There are 22 halls found, where just 6 halls are open for tourists. It is possible to walk through the length of 1420 meters in the cave's territory visit the halls and enjoy boat tour by walking the river. Discover real masterpieces of nature - stalactites and stalagmites at Prometheus Cave, which are the most beautiful forms created by nature.
THE CITY OF KUTAISI IS the second largest city in Georgia and well worth stopping through on its own, but more so for a trip to Prometheus Cave, located about 12 miles away.
Prometheus the Titan, who, along with Epimetheus, was given the task of creating man, managed to annoy the god Zeus by stealing fire from the gods for man and for refusing to tell Zeus which of his children would dethrone him. As a result of this, Zeus ordered his servants to seize Prometheus, take him to the Caucasus Mountains and chain him to a rock with unbreakable bonds, where he would be subjected to a giant bird pecking at his liver.
Legend has it that the rock Prometheus was chained to lies in this cave outside Kutaisi (although it is certainly not the only cave which claims the legend for its own).
Discovered in 1984, the cave boasts a wonderful array of stalactites, stalagmites, petrified waterfalls, cave pearls, underground rivers, and lakes. There is also the option of a boat tour on one of the underground rivers.

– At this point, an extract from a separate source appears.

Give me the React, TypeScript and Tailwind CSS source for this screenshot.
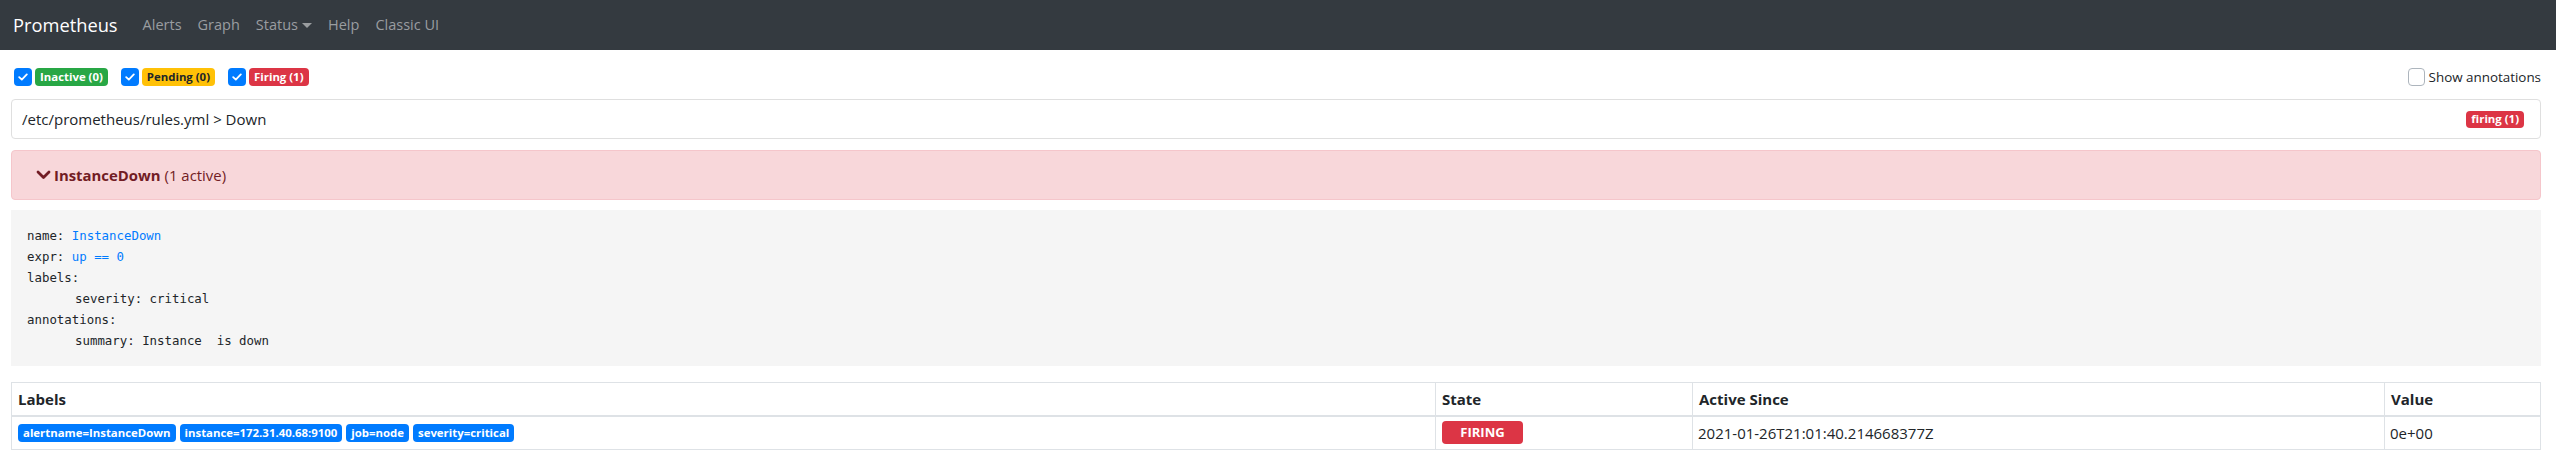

The cave offers a rather pleasant walk, and is spectacularly neon-lit, although the Mozart playing in certain parts might seem to be going a bit far in terms of attempting to create ambience.
Martvili Canyon
Martvili is located in Samegrelo region of Western Georgia, 280km from Tbilisi. The Martvili Canyon is a natural wonder. The canyon is beautiful and has a lot of waterfalls. Its highlight is a raft trip on the crystal clear turqoise waters of the canyon. Taking a walk or boat tours at Martvili Canyon tourists can explore the Dadianis’ Path, mountain river gorge, limestone natural bridges, overview platforms, waterfalls, XIX century water mill, fossil shells of nautiluses and sea urchins
Mestia:
Mestia is a highland townlet in northwest Georgia, at an elevation of 1,500 metres in the Caucasus Mountains. The 'capital' of Upper Svaneti, Mestia is a sprawling conglomeration of at least 10 hamlets, dotted with picturesque Svan towers. The oldest of the hamlets, with most of the towers, are above the river on the northern side of town: Lekhtagi in the northwest, and Lanchvali and Lagami to the northeast. Government-sponsored tourism development has seen Mestia's central square Setis moedani rebuilt, a rush of new hotels, and the construction of ski resorts and a small airport. While you'll no longer really feel you're exploring the remote Svaneti of legend here, it's a great base for hiking and other activities that do take you into the rest of the region, where in so many places time really has stood still.